# Start of DATA LINES
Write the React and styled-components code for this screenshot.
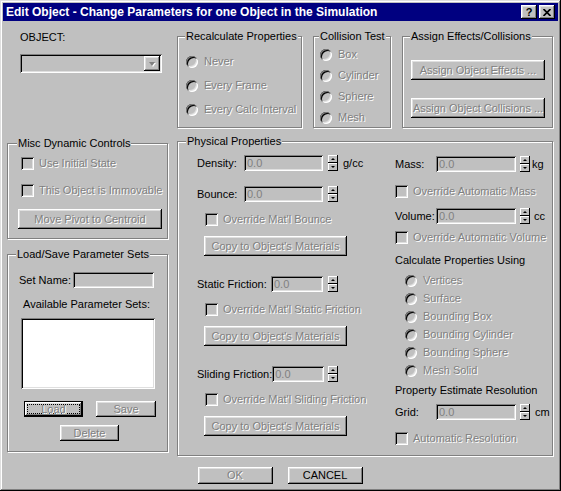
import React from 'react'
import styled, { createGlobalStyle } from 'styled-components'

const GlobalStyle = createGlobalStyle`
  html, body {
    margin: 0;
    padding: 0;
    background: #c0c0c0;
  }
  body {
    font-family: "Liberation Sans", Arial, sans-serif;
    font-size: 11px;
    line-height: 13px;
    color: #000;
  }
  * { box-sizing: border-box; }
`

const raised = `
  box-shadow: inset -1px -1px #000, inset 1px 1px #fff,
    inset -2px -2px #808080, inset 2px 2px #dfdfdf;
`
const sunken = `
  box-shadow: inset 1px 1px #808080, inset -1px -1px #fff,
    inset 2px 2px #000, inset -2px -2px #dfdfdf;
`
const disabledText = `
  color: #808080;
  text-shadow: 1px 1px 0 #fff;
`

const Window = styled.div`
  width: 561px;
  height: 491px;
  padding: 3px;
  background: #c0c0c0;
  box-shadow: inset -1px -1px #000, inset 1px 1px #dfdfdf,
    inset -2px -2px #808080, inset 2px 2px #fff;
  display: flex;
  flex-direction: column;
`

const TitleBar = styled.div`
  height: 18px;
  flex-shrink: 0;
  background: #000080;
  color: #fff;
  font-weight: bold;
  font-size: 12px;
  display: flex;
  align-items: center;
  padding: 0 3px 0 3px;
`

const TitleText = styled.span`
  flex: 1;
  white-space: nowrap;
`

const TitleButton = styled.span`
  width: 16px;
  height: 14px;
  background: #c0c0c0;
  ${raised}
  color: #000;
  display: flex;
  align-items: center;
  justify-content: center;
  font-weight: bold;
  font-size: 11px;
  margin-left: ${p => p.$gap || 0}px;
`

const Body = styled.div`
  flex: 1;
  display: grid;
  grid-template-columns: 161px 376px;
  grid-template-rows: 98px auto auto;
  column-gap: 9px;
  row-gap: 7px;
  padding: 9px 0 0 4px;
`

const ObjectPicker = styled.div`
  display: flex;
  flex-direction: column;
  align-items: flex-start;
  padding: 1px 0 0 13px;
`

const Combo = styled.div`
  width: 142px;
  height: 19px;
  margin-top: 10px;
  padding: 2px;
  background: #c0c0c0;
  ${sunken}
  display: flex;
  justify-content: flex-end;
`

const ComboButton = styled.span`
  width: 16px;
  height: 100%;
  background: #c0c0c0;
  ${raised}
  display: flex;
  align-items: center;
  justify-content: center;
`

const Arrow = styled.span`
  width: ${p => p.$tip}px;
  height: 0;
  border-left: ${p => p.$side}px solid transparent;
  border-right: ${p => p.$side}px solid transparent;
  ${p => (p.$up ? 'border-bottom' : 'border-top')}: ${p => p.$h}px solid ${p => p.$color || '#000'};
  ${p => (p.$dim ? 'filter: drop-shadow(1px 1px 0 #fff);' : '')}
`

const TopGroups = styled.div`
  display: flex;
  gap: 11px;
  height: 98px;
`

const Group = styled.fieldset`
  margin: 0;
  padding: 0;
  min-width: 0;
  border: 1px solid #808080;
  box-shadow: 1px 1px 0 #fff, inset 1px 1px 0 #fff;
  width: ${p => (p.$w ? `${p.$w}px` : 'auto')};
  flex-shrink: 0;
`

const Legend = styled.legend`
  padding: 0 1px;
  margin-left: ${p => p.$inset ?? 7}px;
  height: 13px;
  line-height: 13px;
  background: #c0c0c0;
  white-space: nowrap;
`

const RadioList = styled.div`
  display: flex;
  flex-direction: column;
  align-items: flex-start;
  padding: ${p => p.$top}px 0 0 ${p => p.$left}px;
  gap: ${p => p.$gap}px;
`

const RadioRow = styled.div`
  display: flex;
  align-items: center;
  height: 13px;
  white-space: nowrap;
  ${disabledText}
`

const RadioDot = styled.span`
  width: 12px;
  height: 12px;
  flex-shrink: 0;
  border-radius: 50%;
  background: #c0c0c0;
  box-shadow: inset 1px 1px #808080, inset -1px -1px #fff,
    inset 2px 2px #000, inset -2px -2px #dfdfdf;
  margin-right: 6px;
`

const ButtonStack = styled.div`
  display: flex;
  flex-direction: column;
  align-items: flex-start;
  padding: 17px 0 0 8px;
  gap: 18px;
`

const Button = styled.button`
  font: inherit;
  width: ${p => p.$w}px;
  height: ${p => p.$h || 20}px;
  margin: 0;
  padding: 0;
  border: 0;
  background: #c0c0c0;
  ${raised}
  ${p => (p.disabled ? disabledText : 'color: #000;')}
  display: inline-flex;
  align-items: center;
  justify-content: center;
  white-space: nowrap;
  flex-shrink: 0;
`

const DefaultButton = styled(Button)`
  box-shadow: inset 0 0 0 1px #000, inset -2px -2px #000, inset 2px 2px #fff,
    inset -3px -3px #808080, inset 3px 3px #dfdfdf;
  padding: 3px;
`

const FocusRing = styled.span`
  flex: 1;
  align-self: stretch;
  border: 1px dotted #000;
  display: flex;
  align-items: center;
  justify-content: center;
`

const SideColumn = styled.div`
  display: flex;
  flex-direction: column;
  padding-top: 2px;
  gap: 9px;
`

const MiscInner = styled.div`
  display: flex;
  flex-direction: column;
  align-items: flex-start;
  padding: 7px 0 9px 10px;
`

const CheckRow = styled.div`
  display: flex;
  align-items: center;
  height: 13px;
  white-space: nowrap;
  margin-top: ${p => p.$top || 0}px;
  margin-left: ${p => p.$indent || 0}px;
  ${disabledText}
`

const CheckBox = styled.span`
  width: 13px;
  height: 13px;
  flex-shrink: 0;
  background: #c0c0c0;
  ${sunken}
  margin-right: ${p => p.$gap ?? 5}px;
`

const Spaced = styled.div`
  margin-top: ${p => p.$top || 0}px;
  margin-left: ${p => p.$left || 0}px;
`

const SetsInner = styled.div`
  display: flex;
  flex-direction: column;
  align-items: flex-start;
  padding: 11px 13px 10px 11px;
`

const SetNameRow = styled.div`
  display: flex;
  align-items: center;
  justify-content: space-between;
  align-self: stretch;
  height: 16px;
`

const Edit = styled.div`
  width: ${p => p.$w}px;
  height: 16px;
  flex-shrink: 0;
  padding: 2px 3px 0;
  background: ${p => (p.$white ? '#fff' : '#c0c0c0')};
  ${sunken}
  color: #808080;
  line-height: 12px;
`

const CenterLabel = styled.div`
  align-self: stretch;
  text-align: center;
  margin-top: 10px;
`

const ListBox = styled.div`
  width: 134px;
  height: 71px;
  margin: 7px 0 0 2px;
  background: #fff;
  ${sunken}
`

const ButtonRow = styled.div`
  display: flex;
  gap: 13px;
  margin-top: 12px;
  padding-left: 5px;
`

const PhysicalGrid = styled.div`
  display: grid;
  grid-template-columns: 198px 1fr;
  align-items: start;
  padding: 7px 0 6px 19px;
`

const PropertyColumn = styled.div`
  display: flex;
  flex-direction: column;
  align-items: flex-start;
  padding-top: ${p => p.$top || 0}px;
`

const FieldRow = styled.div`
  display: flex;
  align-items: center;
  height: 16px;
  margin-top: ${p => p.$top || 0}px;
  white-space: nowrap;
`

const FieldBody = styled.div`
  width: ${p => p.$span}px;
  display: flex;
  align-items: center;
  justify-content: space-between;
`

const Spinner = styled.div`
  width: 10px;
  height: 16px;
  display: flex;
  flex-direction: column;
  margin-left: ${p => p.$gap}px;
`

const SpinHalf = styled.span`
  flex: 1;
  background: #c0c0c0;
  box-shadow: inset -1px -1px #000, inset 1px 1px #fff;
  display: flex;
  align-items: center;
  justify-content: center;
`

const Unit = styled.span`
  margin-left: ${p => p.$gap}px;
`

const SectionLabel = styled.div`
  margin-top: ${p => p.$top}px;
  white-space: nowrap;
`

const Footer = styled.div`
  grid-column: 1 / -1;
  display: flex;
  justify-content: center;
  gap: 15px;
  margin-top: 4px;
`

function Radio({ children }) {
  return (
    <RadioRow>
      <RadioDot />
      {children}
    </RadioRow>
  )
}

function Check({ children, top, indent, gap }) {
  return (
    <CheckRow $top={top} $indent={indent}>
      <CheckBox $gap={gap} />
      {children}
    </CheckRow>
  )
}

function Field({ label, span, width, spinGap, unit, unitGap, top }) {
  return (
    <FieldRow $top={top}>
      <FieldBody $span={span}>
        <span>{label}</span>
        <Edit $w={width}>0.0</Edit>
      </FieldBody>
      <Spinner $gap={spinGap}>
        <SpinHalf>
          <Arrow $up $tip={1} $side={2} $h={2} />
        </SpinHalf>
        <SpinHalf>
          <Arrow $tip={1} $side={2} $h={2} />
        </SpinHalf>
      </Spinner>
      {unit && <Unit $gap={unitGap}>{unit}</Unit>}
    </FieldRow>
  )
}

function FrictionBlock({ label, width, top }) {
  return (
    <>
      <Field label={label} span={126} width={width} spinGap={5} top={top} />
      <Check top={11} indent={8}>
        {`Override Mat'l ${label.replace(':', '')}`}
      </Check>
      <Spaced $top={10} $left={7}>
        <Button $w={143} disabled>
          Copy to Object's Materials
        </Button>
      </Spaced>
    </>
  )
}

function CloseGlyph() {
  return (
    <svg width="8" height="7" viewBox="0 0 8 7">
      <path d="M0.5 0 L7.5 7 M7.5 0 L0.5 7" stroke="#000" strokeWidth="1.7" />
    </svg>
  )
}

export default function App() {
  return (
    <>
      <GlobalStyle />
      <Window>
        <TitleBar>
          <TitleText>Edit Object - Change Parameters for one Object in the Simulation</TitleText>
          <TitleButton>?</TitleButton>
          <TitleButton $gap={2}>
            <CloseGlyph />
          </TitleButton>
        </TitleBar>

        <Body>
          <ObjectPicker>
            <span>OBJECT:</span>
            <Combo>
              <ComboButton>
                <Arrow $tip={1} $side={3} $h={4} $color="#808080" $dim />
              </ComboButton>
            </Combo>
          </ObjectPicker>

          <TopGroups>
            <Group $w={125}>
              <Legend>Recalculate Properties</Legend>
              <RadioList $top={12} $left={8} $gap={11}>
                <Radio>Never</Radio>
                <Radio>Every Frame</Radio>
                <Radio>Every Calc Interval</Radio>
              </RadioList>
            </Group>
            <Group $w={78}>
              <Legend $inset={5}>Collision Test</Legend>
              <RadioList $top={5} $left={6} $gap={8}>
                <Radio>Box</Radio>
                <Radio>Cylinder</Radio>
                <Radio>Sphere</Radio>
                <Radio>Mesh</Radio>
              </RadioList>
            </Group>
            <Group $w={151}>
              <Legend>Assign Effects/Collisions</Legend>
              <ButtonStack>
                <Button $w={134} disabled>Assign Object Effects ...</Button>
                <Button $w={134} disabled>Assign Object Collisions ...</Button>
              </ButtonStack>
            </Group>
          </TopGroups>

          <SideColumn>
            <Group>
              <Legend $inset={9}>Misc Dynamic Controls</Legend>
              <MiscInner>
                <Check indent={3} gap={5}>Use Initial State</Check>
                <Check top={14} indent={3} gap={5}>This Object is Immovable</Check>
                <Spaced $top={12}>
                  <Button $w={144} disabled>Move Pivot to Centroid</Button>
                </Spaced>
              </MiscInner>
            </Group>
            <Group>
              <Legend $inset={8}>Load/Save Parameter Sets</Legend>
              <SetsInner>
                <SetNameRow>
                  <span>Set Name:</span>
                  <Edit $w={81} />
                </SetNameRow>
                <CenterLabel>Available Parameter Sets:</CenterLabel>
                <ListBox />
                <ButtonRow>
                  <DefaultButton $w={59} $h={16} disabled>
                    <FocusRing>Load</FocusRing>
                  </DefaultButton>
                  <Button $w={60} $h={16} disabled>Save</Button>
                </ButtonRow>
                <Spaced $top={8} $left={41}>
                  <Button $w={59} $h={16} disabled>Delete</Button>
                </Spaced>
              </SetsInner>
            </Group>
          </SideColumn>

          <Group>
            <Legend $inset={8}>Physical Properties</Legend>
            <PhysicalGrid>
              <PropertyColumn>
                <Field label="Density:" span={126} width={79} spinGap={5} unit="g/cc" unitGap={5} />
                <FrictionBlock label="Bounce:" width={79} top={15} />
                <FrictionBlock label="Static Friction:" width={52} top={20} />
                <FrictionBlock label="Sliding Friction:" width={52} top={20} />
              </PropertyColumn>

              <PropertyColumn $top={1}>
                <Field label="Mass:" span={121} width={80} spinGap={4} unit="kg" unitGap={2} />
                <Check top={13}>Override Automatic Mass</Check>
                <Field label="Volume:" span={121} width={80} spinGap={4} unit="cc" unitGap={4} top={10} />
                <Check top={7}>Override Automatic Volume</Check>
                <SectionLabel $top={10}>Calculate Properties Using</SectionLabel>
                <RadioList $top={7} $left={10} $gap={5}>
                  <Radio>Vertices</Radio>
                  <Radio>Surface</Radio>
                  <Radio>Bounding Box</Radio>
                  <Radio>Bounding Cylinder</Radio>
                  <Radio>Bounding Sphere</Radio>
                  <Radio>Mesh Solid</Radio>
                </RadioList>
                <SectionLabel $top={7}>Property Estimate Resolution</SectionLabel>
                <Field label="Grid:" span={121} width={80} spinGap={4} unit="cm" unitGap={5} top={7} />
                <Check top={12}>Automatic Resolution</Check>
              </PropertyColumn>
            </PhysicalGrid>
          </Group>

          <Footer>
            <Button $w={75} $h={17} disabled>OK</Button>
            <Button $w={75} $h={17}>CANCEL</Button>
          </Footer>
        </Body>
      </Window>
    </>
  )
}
# End of DATA LINES
■ **YOUR OBJECTIVE**: Pull out the lines above in which the word "components" appears.

■ **SOLUTION TO THIS TASK**:
Write the React and styled-components code for this screenshot.
import styled, { createGlobalStyle } from 'styled-components'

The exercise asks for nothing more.